> _EXERCISE GOAL_: Set down each line of the data below exactly as it stands, dropping the pictures.

> _DATASET EXTRACT_:
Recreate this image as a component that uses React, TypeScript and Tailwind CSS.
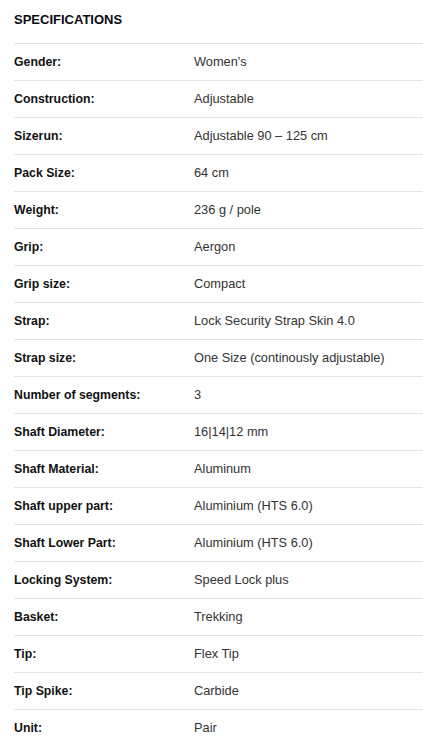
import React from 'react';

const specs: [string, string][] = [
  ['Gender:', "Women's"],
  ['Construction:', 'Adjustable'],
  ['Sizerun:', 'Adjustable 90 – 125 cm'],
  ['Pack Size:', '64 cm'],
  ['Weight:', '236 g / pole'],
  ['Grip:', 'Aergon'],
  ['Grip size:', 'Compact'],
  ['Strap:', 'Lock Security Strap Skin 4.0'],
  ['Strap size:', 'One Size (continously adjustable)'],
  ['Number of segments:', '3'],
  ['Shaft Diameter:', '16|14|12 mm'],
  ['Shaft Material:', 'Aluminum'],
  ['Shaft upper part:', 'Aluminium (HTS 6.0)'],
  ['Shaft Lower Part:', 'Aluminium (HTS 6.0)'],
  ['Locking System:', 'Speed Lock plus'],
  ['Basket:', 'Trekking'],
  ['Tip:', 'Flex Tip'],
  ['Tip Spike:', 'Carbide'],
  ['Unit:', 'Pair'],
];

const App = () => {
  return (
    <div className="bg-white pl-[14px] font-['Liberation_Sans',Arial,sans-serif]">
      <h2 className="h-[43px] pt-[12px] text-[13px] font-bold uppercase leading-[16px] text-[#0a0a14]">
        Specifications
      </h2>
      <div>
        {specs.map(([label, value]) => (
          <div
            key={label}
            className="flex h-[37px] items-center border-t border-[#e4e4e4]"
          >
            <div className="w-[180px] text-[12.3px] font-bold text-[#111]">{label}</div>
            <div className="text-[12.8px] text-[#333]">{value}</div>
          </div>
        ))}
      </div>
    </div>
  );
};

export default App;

> _WRITTEN RESPONSE_:
Recreate this image as a component that uses React, TypeScript and Tailwind CSS.
import React from 'react';

const specs: [string, string][] = [
  ['Gender:', "Women's"],
  ['Construction:', 'Adjustable'],
  ['Sizerun:', 'Adjustable 90 – 125 cm'],
  ['Pack Size:', '64 cm'],
  ['Weight:', '236 g / pole'],
  ['Grip:', 'Aergon'],
  ['Grip size:', 'Compact'],
  ['Strap:', 'Lock Security Strap Skin 4.0'],
  ['Strap size:', 'One Size (continously adjustable)'],
  ['Number of segments:', '3'],
  ['Shaft Diameter:', '16|14|12 mm'],
  ['Shaft Material:', 'Aluminum'],
  ['Shaft upper part:', 'Aluminium (HTS 6.0)'],
  ['Shaft Lower Part:', 'Aluminium (HTS 6.0)'],
  ['Locking System:', 'Speed Lock plus'],
  ['Basket:', 'Trekking'],
  ['Tip:', 'Flex Tip'],
  ['Tip Spike:', 'Carbide'],
  ['Unit:', 'Pair'],
];

const App = () => {
  return (
    <div className="bg-white pl-[14px] font-['Liberation_Sans',Arial,sans-serif]">
      <h2 className="h-[43px] pt-[12px] text-[13px] font-bold uppercase leading-[16px] text-[#0a0a14]">
        Specifications
      </h2>
      <div>
        {specs.map(([label, value]) => (
          <div
            key={label}
            className="flex h-[37px] items-center border-t border-[#e4e4e4]"
          >
            <div className="w-[180px] text-[12.3px] font-bold text-[#111]">{label}</div>
            <div className="text-[12.8px] text-[#333]">{value}</div>
          </div>
        ))}
      </div>
    </div>
  );
};

export default App;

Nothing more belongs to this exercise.